Я лишь рассмеялся, поскольку сам ведь прекрасно знал ответ на вопрос, который он задал. Узурпирование себе инквизиторской власти наказывается со всем суровостью закона. Приговорённому отсекали святотатственный язык, выжигали лживые глаза и отрубали нечистую правую кисть. Потом его освобождали, дабы своим примером являл, что никому нельзя играть с терпеливостью Святой Службы.
— А знает отче, что такие появляются постоянно? — спросил я. — Несмотря на суровость наказания?
— Если бы наказание устрашающе действовало на преступников, мы бы уже жили в Раю, господин Мордимер.
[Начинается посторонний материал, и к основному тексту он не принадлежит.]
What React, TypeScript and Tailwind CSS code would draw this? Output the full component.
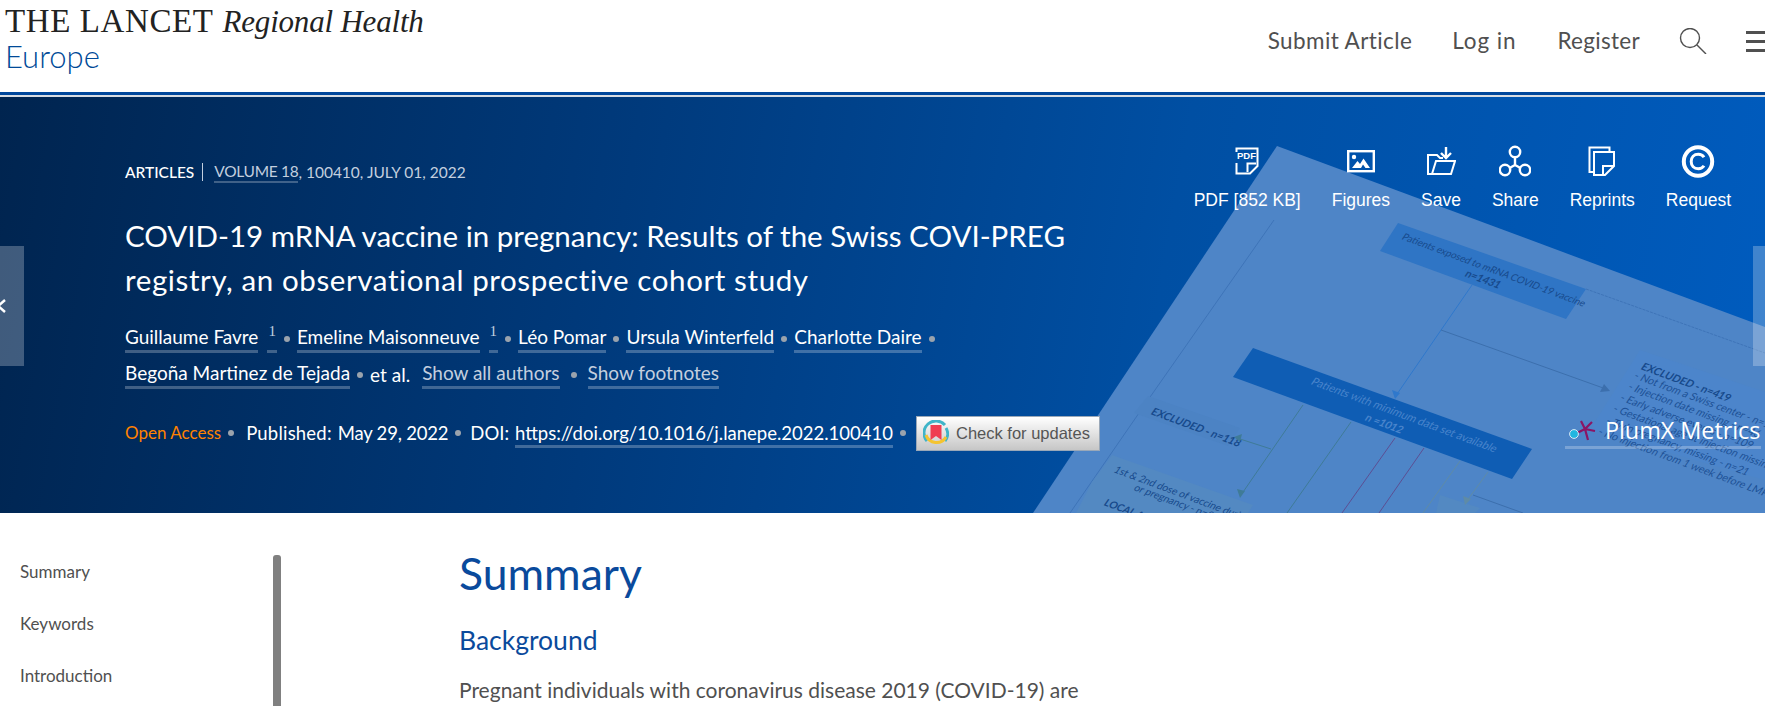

Я кивнул, поскольку он в определённой степени был прав. Кроме того, кротость, терпение и желание понять грешника часто приносили намного более богатые плоды, чем лишённая тонкости жестокость. Тем не менее, были преступления, которые нельзя оставлять безнаказанными. Ибо о каком доверии к Святой Службе можно было бы говорить, если бы безнаказанные ряженные роились на свете.